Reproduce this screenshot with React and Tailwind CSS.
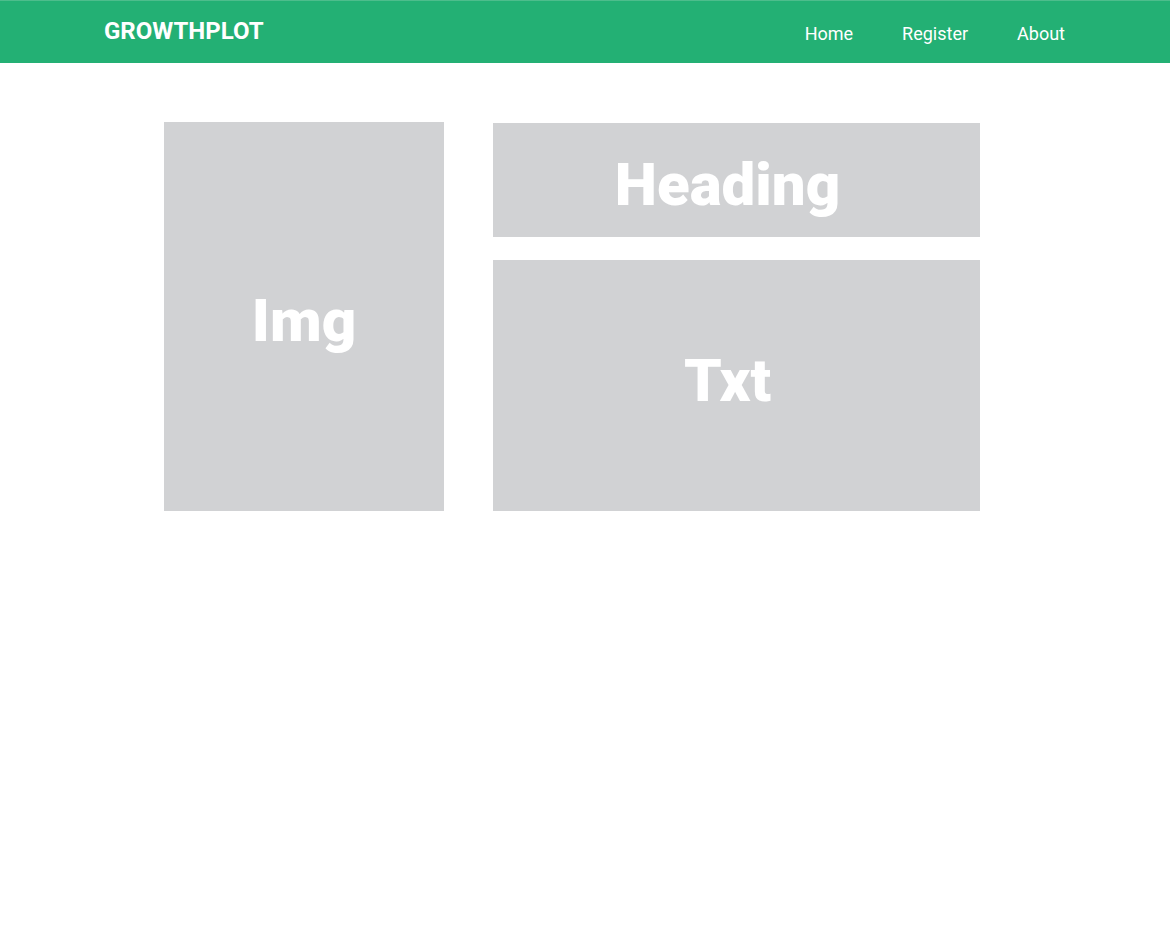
export default function App() {
  return (
    <div className="min-h-[938px] bg-white" style={{ fontFamily: "Roboto, 'Liberation Sans', sans-serif" }}>
      <nav className="h-[63px] bg-[#23b074] border-t border-[#4dbd8c] flex items-center justify-between pl-[104px] pr-[105px]">
        <span className="text-white text-[24px] font-bold mb-[2px]">GROWTHPLOT</span>
        <ul className="flex items-center gap-[49px] text-white text-[18px] pt-[2px]">
          <li>Home</li>
          <li>Register</li>
          <li>About</li>
        </ul>
      </nav>

      <main className="flex gap-[49px] pl-[164px] pt-[59px]">
        <div className="w-[280px] h-[389px] bg-[#d1d2d4] flex items-center justify-center">
          <span className="text-white text-[60px] font-black leading-none pt-[8px]">Img</span>
        </div>
        <div className="flex flex-col gap-[23px] pt-px">
          <div className="w-[487px] h-[114px] bg-[#d1d2d4] flex items-center justify-center pr-[18px]">
            <span className="text-white text-[60px] font-black leading-none pt-[10px]">Heading</span>
          </div>
          <div className="w-[487px] h-[251px] bg-[#d1d2d4] flex items-center justify-center pr-[18px]">
            <span className="text-white text-[60px] font-black leading-none mb-[10px]">Txt</span>
          </div>
        </div>
      </main>
    </div>
  );
}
☆ ☆ ☆ ☆ ☆
Repeat all the data as it stands, dropping any images it holds.

__RESULT OF THE TASK__:
Reproduce this screenshot with React and Tailwind CSS.
export default function App() {
  return (
    <div className="min-h-[938px] bg-white" style={{ fontFamily: "Roboto, 'Liberation Sans', sans-serif" }}>
      <nav className="h-[63px] bg-[#23b074] border-t border-[#4dbd8c] flex items-center justify-between pl-[104px] pr-[105px]">
        <span className="text-white text-[24px] font-bold mb-[2px]">GROWTHPLOT</span>
        <ul className="flex items-center gap-[49px] text-white text-[18px] pt-[2px]">
          <li>Home</li>
          <li>Register</li>
          <li>About</li>
        </ul>
      </nav>

      <main className="flex gap-[49px] pl-[164px] pt-[59px]">
        <div className="w-[280px] h-[389px] bg-[#d1d2d4] flex items-center justify-center">
          <span className="text-white text-[60px] font-black leading-none pt-[8px]">Img</span>
        </div>
        <div className="flex flex-col gap-[23px] pt-px">
          <div className="w-[487px] h-[114px] bg-[#d1d2d4] flex items-center justify-center pr-[18px]">
            <span className="text-white text-[60px] font-black leading-none pt-[10px]">Heading</span>
          </div>
          <div className="w-[487px] h-[251px] bg-[#d1d2d4] flex items-center justify-center pr-[18px]">
            <span className="text-white text-[60px] font-black leading-none mb-[10px]">Txt</span>
          </div>
        </div>
      </main>
    </div>
  );
}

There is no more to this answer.